Why the Intelsat 27 Failure May Be Good News for Intelsat

The launch failure of Intelsat 27 (“IS 27”) as it tries to show growth before a planned IPO was widely viewed as terrible news for Intelsat. However, it may be the opposite.  Of course Intelsat will lose some expected revenue.  But the launch failure also gives Intelsat insurance money that may be more valuable than the incremental revenue of an in-orbit IS 27. Like many satellite ventures, IS 27 may have seemed like a good investment when it was planned, only to look less attractive years later as service commencement approached with the company in an increasingly precarious financial situation. The insurance policy gives Intelsat a chance to unwind that investment and put it to more pressing needs.

Intelsat needed the revenue from IS 27 to enhance a growth story to support a long planned IPO. However, the reality is that Intelsat is a mature company that does not earn enough return on assets to cover even the cost of its debt.  A successfully launched IS 27 may have increased growth modestly from its 51-satellite fleet. But these would likely be offset, in the near term, from declines in government revenue as the wars in Afghanistan and Iraq wind down. Additional short-term pressure comes from increased competition in Africa from both space and terrestrial players. In the longer-term, increased capacity from HTS satellites flooding the market with massive amounts of capacity would likely limit Intelsat’s growth. Given that the company currently has a debt/EBITDA ratio of 8.3x, possibly exceeding its value, it’s hard to see how there is much if, any equity, to sell in an IPO.

The Intelsat IPO story was likely based on a highly optimistic scenario. It also gives debt investors a somewhat brighter glimmer of hope for repayment of its subordinated debt outside of a restructuring. This hope may help the company, at the margin, issue debt on slightly better terms. In our view, the real focus of Intelsat management is to manage its difficult debt situation. The launch failure may have provided a bit of an opening.

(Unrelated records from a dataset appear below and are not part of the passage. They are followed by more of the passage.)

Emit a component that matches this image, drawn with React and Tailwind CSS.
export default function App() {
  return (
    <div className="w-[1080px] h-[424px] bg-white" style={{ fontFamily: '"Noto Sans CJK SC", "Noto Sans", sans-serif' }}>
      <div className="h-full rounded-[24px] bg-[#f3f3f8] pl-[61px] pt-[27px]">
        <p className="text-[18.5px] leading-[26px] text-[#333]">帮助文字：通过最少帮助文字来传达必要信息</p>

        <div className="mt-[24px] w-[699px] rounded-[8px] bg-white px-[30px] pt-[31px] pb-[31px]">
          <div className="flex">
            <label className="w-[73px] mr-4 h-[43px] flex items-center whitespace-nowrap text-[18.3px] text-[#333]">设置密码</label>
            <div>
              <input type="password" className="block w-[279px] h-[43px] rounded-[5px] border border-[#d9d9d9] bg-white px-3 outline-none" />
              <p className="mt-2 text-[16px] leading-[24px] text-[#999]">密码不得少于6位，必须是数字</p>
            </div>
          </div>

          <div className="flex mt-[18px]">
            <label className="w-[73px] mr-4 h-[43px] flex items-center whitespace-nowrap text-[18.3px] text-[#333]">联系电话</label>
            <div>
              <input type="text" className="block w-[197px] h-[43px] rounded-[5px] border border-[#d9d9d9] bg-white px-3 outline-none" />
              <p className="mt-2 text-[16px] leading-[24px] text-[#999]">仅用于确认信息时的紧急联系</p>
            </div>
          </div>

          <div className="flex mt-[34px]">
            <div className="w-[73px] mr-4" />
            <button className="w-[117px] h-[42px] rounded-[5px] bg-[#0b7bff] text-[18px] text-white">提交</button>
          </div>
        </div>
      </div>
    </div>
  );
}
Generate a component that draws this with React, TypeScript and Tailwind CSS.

Intelsat’s February 1st press release indicates IS 27 was fully insured. Various trade press publications including Space.com and NBCNews.com and pegged the insurance value at around $400 million. This seems high to us, compared to the typical $250 million cost of a standard C/Ku-band satellite and an estimated additional $50 million for the UHF load. Perhaps there are other factors we don’t know that added another $100 million. And the full insurance amount might not be available to the company. Intelsat has acknowledged taking customer prepayments and may owe certain customers a fraction of the insurance to refund pre-paid capacity on IS 27. The company also has a number of partially damaged satellites that it can use to accommodate some customers. However, the extent of this capacity is, admittedly not clear to us from outside the company.

Intelsat itself is likely worth approximately 7x-9x EBITDA. So unless Intelsat will lose more than about $35 to $45 million in EBITDA annually (after juggling some customers to other satellites and losing others it cannot) from not having IS 27, it is probably better off pocketing the ~400m insurance money and using it to pay down debt. That would be more valuable than having a functional IS 27 in orbit. Based on the increased competition in Latin America and the dismal outlook IS 27’s UHF payload, this might very well be the case.

One downside from not replacing IS 27 is that Intelsat’s auditors might require them to write down the value of the 55.5 deg west orbital slot. Currently, Intelsat lists $2.388 billion in orbital slots on its balance sheet (perhaps a topic for a future post). While writing down the value of one or more orbital slots would have no direct financial impact, it would put yet another, dent in the company’s IPO story. Even if replacing the satellite is a close call, the chance to pay down debt and reduce the company’s risk is likely compelling. Don’t hold your breath waiting for an IS 27R announcement.  Even if there is one in name, it probably won’t look much like the original.